New Business Models: The likely commercialization path for TrailTool-inspired ventures is not licensing the tool, but offering managed services: a hosted, scalable graph backend, pre-built compliance rule packs (expressed as graph queries), and enterprise-grade AI agents. The core intelligence—the graph schema and mapping logic—remains open, fostering trust and ecosystem development, while the heavy lifting of operations becomes a service.
Adoption Curve & Market Data: Adoption will follow the classic innovator-early adopter curve, driven initially by DevOps and platform engineering teams within tech-native companies. The total addressable market is the entire AWS user base, which continues to grow. A conservative estimate suggests that even capturing 5% of the AWS security tooling budget from enterprises would represent a market worth hundreds of millions of dollars.
| Segment | Primary Need | Likely Adoption Driver | Barrier |
|---|---|---|---|
| Startups & DevOps Teams | Cost-effective, developer-friendly security | Open-source, CLI-native, speed | Lack of dedicated security staff |
| Mid-Market Enterprises | Escaping SIEM cost/complexity | Ease of use, clear ROI on investigation time | Integration with existing ticketing/SOAR |
| Large Enterprises | Specialist tool for cloud forensics | Unmatched speed for complex investigations | Compliance with existing vendor contracts, data sovereignty for graph |
Data Takeaway: The initial market wedge is developer productivity and cost savings, not compliance checkboxes. This bottom-up adoption pattern, similar to how HashiCorp's tools gained traction, is powerful and difficult for incumbent vendors to counter directly.
Risks, Limitations & Open Questions
Despite its promise, the graph paradigm for security auditing faces significant hurdles.
Technical Limitations: Graph databases can struggle with high-volume, time-series-dominant data. While relationships are strengths, answering "how many PUT events occurred in region us-east-1 last hour?" is more efficient in a columnar store. A hybrid architecture (graph for relationships, time-series for metrics) may be necessary, adding complexity. The ingestion-time processing also means any bugs in entity extraction or relationship mapping corrupt the entire graph, requiring backfills—a more complex operation than re-indexing logs.
Vendor Lock-in & Scope: TrailTool's current deep focus on AWS is a strength and a weakness. Expanding to Azure Monitor or Google Cloud Audit Logs is not trivial, as each cloud's log schema and resource hierarchy differs significantly.
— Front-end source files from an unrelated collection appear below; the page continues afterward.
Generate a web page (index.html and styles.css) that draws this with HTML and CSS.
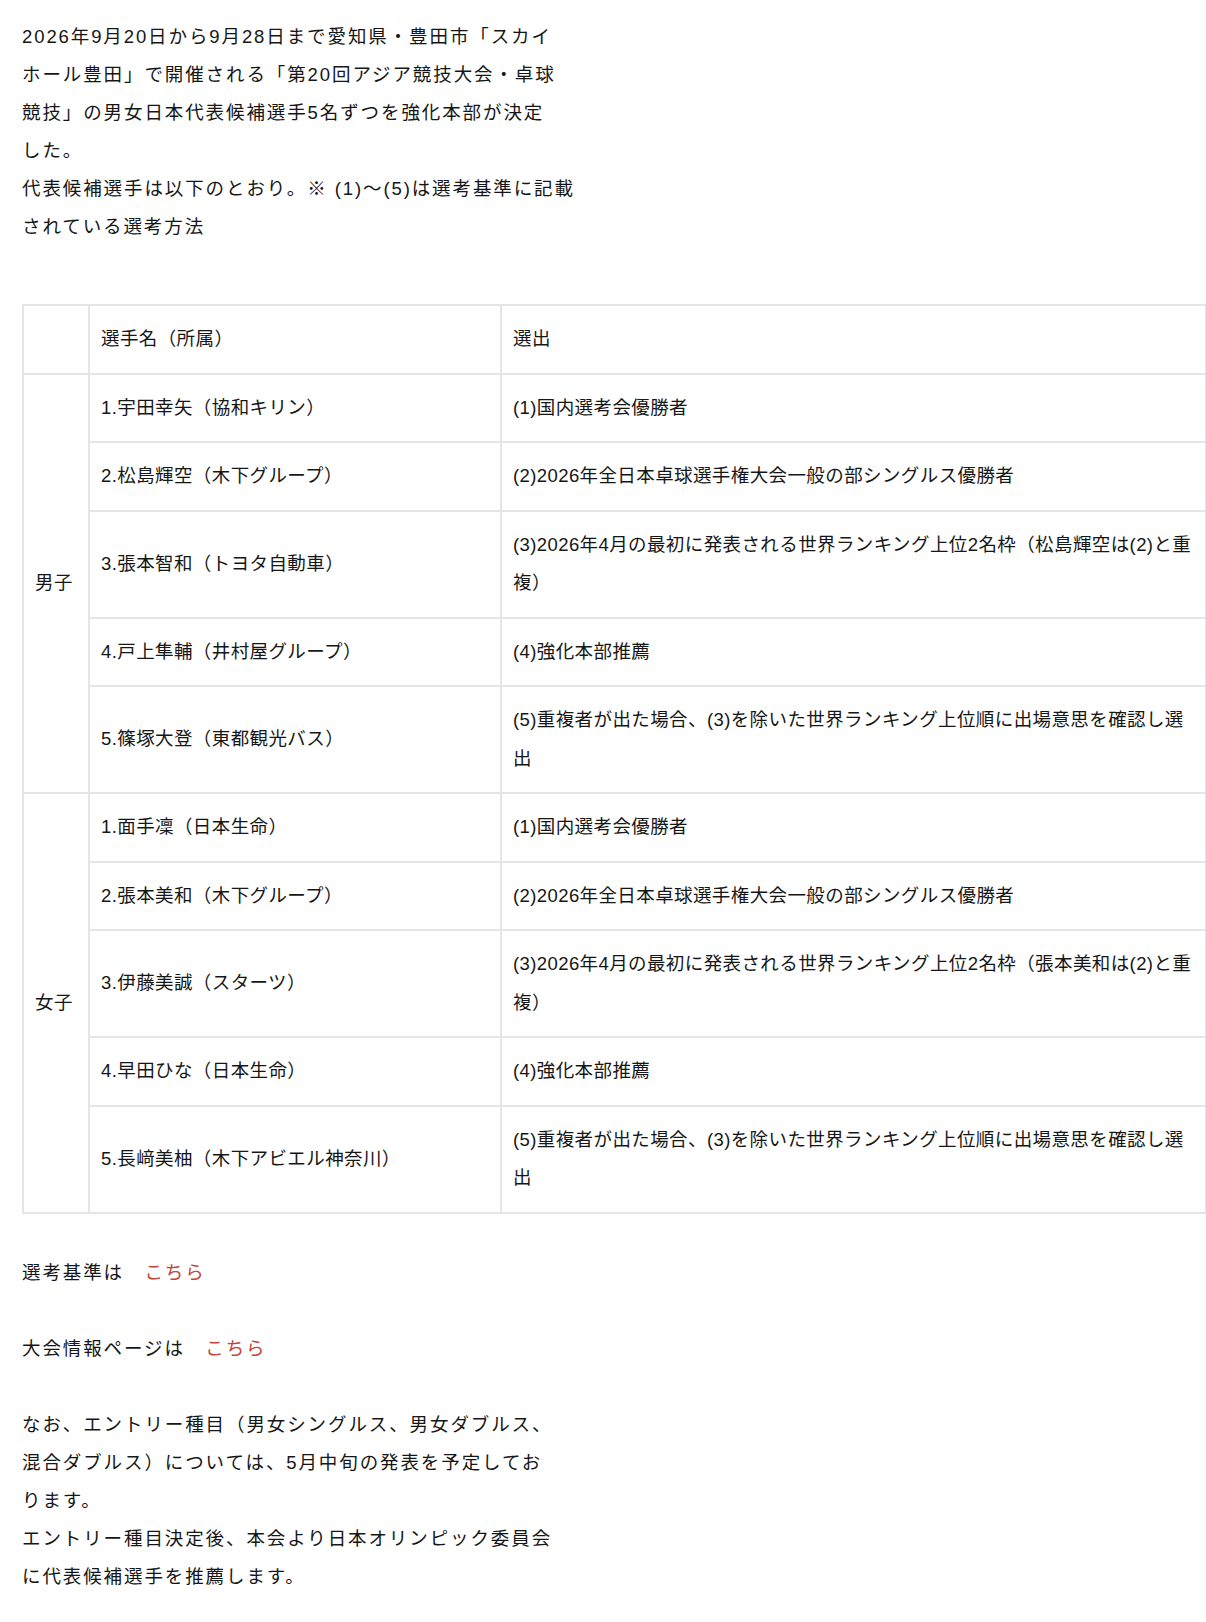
FILE: index.html
```html
<!DOCTYPE html>
<html lang="ja">
<head>
<meta charset="utf-8">
<title>アジア競技大会 卓球 日本代表候補選手</title>
<link rel="stylesheet" href="styles.css">
</head>
<body>
<main class="article">
  <p class="text">2026年9月20日から9月28日まで愛知県・豊田市「スカイ<br>ホール豊田」で開催される「第20回アジア競技大会・卓球<br>競技」の男女日本代表候補選手5名ずつを強化本部が決定<br>した。<br>代表候補選手は以下のとおり。※ (1)〜(5)は選考基準に記載<br>されている選考方法</p>

  <table class="players">
    <colgroup>
      <col class="c-group">
      <col class="c-name">
      <col class="c-sel">
    </colgroup>
    <tr>
      <td></td>
      <td>選手名（所属）</td>
      <td>選出</td>
    </tr>
    <tr>
      <td rowspan="5">男子</td>
      <td>1.宇田幸矢（協和キリン）</td>
      <td>(1)国内選考会優勝者</td>
    </tr>
    <tr>
      <td>2.松島輝空（木下グループ）</td>
      <td>(2)2026年全日本卓球選手権大会一般の部シングルス優勝者</td>
    </tr>
    <tr>
      <td>3.張本智和（トヨタ自動車）</td>
      <td>(3)2026年4月の最初に発表される世界ランキング上位2名枠（松島輝空は(2)と重<br>複）</td>
    </tr>
    <tr>
      <td>4.戸上隼輔（井村屋グループ）</td>
      <td>(4)強化本部推薦</td>
    </tr>
    <tr>
      <td>5.篠塚大登（東都観光バス）</td>
      <td>(5)重複者が出た場合、(3)を除いた世界ランキング上位順に出場意思を確認し選<br>出</td>
    </tr>
    <tr>
      <td rowspan="5">女子</td>
      <td>1.面手凜（日本生命）</td>
      <td>(1)国内選考会優勝者</td>
    </tr>
    <tr>
      <td>2.張本美和（木下グループ）</td>
      <td>(2)2026年全日本卓球選手権大会一般の部シングルス優勝者</td>
    </tr>
    <tr>
      <td>3.伊藤美誠（スターツ）</td>
      <td>(3)2026年4月の最初に発表される世界ランキング上位2名枠（張本美和は(2)と重<br>複）</td>
    </tr>
    <tr>
      <td>4.早田ひな（日本生命）</td>
      <td>(4)強化本部推薦</td>
    </tr>
    <tr>
      <td>5.長﨑美柚（木下アビエル神奈川）</td>
      <td>(5)重複者が出た場合、(3)を除いた世界ランキング上位順に出場意思を確認し選<br>出</td>
    </tr>
  </table>

  <p class="text after-table">選考基準は　<a class="link" href="#">こちら</a></p>
  <p class="text">大会情報ページは　<a class="link" href="#">こちら</a></p>
  <p class="text">なお、エントリー種目（男女シングルス、男女ダブルス、<br>混合ダブルス）については、5月中旬の発表を予定してお<br>ります。<br>エントリー種目決定後、本会より日本オリンピック委員会<br>に代表候補選手を推薦します。</p>
</main>
</body>
</html>
```

FILE: styles.css
```css
html, body {
  margin: 0;
  padding: 0;
  background: #ffffff;
}

body {
  font-family: "Liberation Sans", "Noto Sans CJK JP", sans-serif;
  color: #161616;
  font-size: 18.5px;
}

.article {
  padding: 18px 0 40px 22px;
}

.text {
  margin: 0 0 38px 0;
  line-height: 38px;
  letter-spacing: 1.9px;
  white-space: nowrap;
}

.text:first-child {
  margin-bottom: 58px;
}

.after-table {
  margin-top: 40px;
}

.link {
  color: #c4453b;
  text-decoration: none;
}

.players {
  border-collapse: collapse;
  width: 1183px;
  table-layout: fixed;
  font-size: 18.5px;
  letter-spacing: 0.4px;
}

.c-group { width: 66px; }
.c-name { width: 412px; }
.c-sel { width: 705px; }

.players td {
  border: 2px solid #e4e5e6;
  padding: 14px 10px 14px 11px;
  line-height: 38.5px;
  vertical-align: middle;
  white-space: nowrap;
}
```
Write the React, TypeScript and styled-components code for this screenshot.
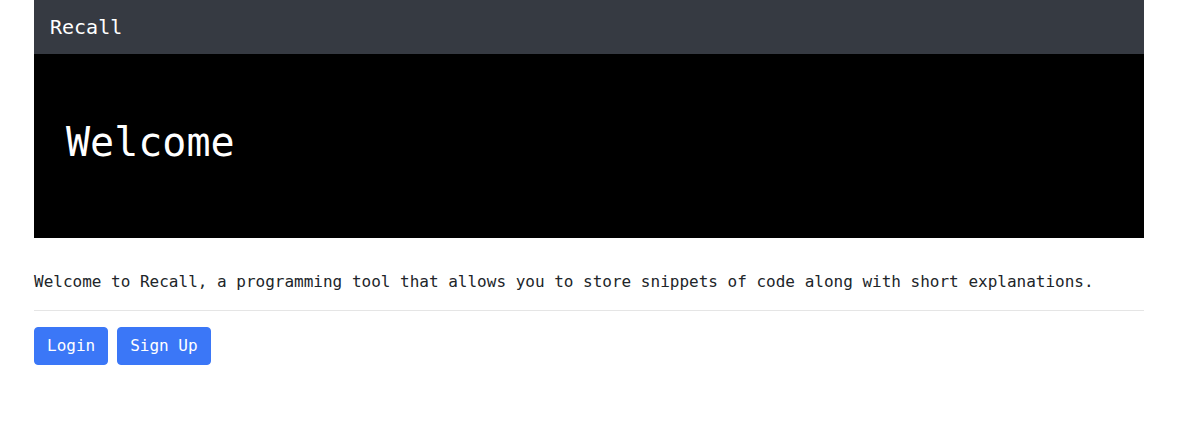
import React from "react";
import styled, { createGlobalStyle } from "styled-components";

const Global = createGlobalStyle`
  * { box-sizing: border-box; }
  body {
    margin: 0;
    background: #fff;
    color: #212529;
    font-family: "DejaVu Sans Mono", monospace;
    font-size: 16px;
    line-height: 1.5;
  }
`;

const Container = styled.div`
  width: 1110px;
  margin-left: 34px;
`;

const NavBar = styled.nav`
  height: 54px;
  background: #363a42;
  display: flex;
  align-items: center;
  padding: 0 16px;
`;

const Brand = styled.span`
  color: #fff;
  font-size: 20px;
  line-height: 30px;
`;

const Jumbotron = styled.header`
  background: #000;
  padding: 64px 32px;
  margin-bottom: 32px;
`;

const Title = styled.h1`
  margin: 0 0 8px;
  font-size: 40px;
  line-height: 48px;
  font-weight: 400;
  color: #fff;
`;

const Lead = styled.p`
  margin: 0 0 16px;
`;

const Rule = styled.hr`
  margin: 0 0 16px;
  border: 0;
  border-top: 1px solid rgba(0, 0, 0, 0.1);
`;

const Actions = styled.div`
  display: flex;
  gap: 9px;
`;

const Button = styled.button`
  font-family: "DejaVu Sans Mono", monospace;
  font-size: 16px;
  line-height: 24px;
  padding: 6px 12px;
  border: 1px solid #3b77f7;
  border-radius: 4px;
  background: #3b77f7;
  color: #fff;
  cursor: pointer;
`;

export default function App() {
  return (
    <>
      <Global />
      <Container>
        <NavBar>
          <Brand>Recall</Brand>
        </NavBar>
        <Jumbotron>
          <Title>Welcome</Title>
        </Jumbotron>
        <Lead>
          Welcome to Recall, a programming tool that allows you to store snippets of code along with short explanations.
        </Lead>
        <Rule />
        <Actions>
          <Button>Login</Button>
          <Button>Sign Up</Button>
        </Actions>
      </Container>
    </>
  );
}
This could lead to a fragmented ecosystem of cloud-specific graph tools rather than a unified solution. Furthermore, locking security intelligence into a specific graph database (e.g., Neo4j) creates a new form of vendor dependency.
Security & Compliance Risks: Concentrating the entire cloud activity history into a single, highly interconnected graph database creates a supremely attractive target for attackers. Compromising this system would provide a complete blueprint of all activities and relationships. Audit and compliance teams may also be hesitant: the graph is a derived, processed view of the data. For strict legal evidence, regulators may still demand access to the original, immutable log files, necessitating a dual-storage strategy that partly negates the cost benefit.
Open Questions: Can the graph model handle the scale of a global enterprise's cloud footprint across millions of resources? Will cloud providers themselves co-opt this approach, making third-party tools redundant? Perhaps most importantly, will security analysts, trained for decades on log lines, successfully transition to a graph-based mental model?
AINews Verdict & Predictions
TrailTool represents more than a useful utility; it is the leading edge of a necessary and inevitable architectural shift in cloud security observability. The log-centric model is a relic of on-premise infrastructure, ill-suited for the dynamic, API-driven, relationship-rich world of cloud platforms.
Our editorial judgment is that the entity-relationship graph approach for activity auditing will become the standard for cloud security within the next three to five years. The performance and clarity advantages are too compelling to ignore. However, TrailTool itself may not become the dominant vehicle. We predict the following:
1. Acquisition or Major Fork: A significant CNAPP or data observability vendor (think Datadog, CrowdStrike, or even AWS through a Neptune-integrated service) will either acquire a TrailTool-inspired team or launch a directly competing graph-native audit product within 18-24 months.
2. The Rise of the "Security Graph Language": A declarative, graph-query-based language for expressing security policies and hunt hypotheses will emerge as a standard, akin to how Sigma rules evolved for log searches. This will allow the community to share and refine detection logic as reusable graph traversals.
3. Convergence with CSPM: The line between activity auditing (what happened) and configuration auditing (what exists) will blur. The ultimate goal is a single, real-time graph that models both the state of cloud resources *and* the historical and live interactions between them. Tools like `cloudgraph-dev/cloudgraph` and TrailTool are two sides of the same coin; their merger is logical and powerful.
4. AI Becomes the Primary Interface: The AI agent in TrailTool is not a gimmick; it is the prototype for the future security operations center (SOC) interface. Analysts will describe scenarios in natural language, and the AI will generate and execute the appropriate graph queries, visualize results, and even suggest next investigative steps based on common patterns in the graph.
What to Watch Next: Monitor the commit activity and contributor growth on the TrailTool repository. Watch for announcements from graph database companies (Neo4j, TigerGraph) highlighting security-specific partnerships and performance benchmarks. Most tellingly, observe if any of the major cloud providers announce a native "CloudTrail Graph" API or service. Such a move would validate the entire paradigm and set off a new wave of innovation—and competition—in the cloud security stack. The transition from logs to graphs is not just an upgrade; it's the foundation for a truly intelligent, proactive cloud security posture.